U.S. Defense Secretary nominee Chuck Hagel will likely be confirmed despite taking a flogging from Republicans in recent days -- quite a few political figures and experts believe so.
Hagel, a decorated Vietnam War veteran and a former Republican senator, has been derided by GOP lawmakers for being too dovish on hot-button issues such as Iran, as he has opposed U.S.-led sanctions on the Islamic Republic. He has also stirred the ire of former Senate colleague and 2008 presidential contender John McCain for opposing the 2007 troop surge in Iraq.
The nominee took a tongue lashing on Thursday at a Senate hearing -- the Senate is tasked with confirming or rejecting him -- but former Democratic senator Evan Bayh said his confirmation is still likely.
"At the end of the day ... he (Hagel)'s going to be confirmed as Secretary of Defense," Bayh said on Fox News on Sunday, adding that there's a strong presumption among the Senate that presidents should choose their own cabinet, although some GOP lawmakers will still vote "No."
He echoed the arguments of some political experts who contended that Hagel's rejection is unlikely.
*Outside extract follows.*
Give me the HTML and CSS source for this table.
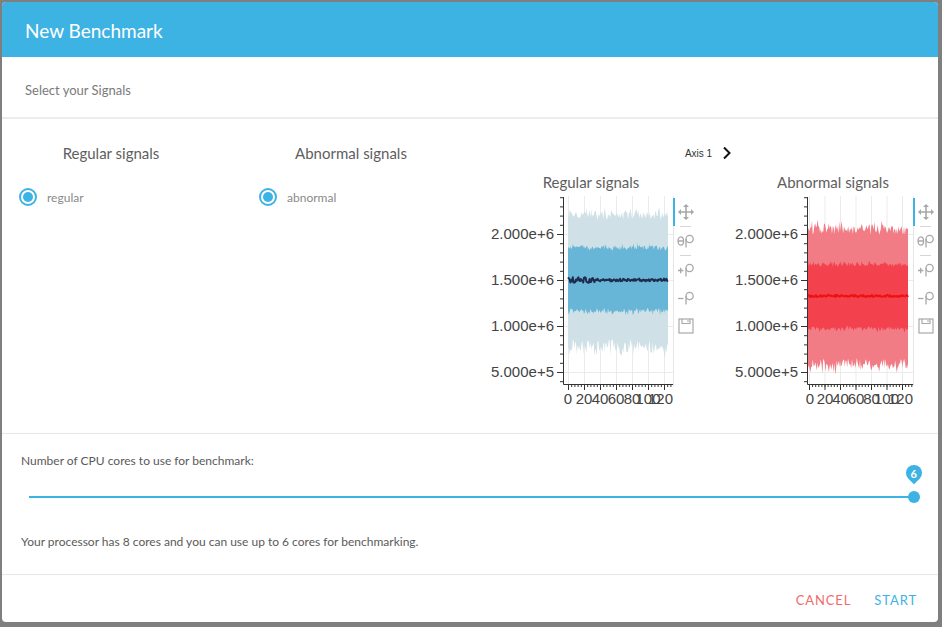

Critics blasted Hagel for Thursday's sub-par performance at the Senate hearing, pointing out that the nominee seemed grossly uninformed on U.S. military and foreign policies.
Appearing on the same show, radio pundit Laura Ingraham said Hagel's performance "could have been the worst" one that ever took place at a confirmation hearing, adding that it was "shocking" and that Hagel seemed "completely out of his depth."
However, Bayh echoed the voice of other supporters who maintained that Hagel's being unprepared for the hearing does not reflect on his competence as a potential defense chief.
Speaking on Sunday's NBC talk show "Meet the Press," New York Times columnist David Brooks questioned whether President Barack Obama would have confidence in the nominee, based on his showing at the Senate hearing.
But U.S. Joint Chiefs of Staff General Martin Dempsey told " Meet the Press" that in his conversations with the nominee, the latter had shown an understanding of the issues.
Obama campaign advisor and former White House spokesman Robert Gibbs underscored Hagel's experience as an infantryman, asserting that he would fare well as a defense secretary.
Critics contended Hagel's nomination bucks the trend of second- term presidents who usually nominate a figure from the opposing camp to demonstrate a move toward the center, adding that Hagel is a reflection of President Obama's left-of-center goals outlined in his inauguration speech.
They also blasted Hagel for his stance on Israel, and on budget cuts that may weaken the world's most powerful military.
Kevin Madden, former campaign advisor for Republican presidential candidate Mitt Romney, who lost the election in November to Obama, told Fox News on Sunday that the GOP is likely to use Hagel's confirmation as a vehicle to express opposition to Obama's foreign policy.
Leon Panetta, the outgoing U.S. defense secretary, told NBC's " Meet the Press" on Sunday that he was disappointed that the Senate hearing on Hagel's nomination focused so much on his past statements on Iran, Israel and other matters, instead of on today' s challenges the United States faces, such as the war in Afghanistan, the fight against terrorism, and the budget cuts.
Panetta slammed the Republicans for playing politics on Hagel's nomination. "It's pretty obvious that the political knives were out for Chuck Hagel," he observed.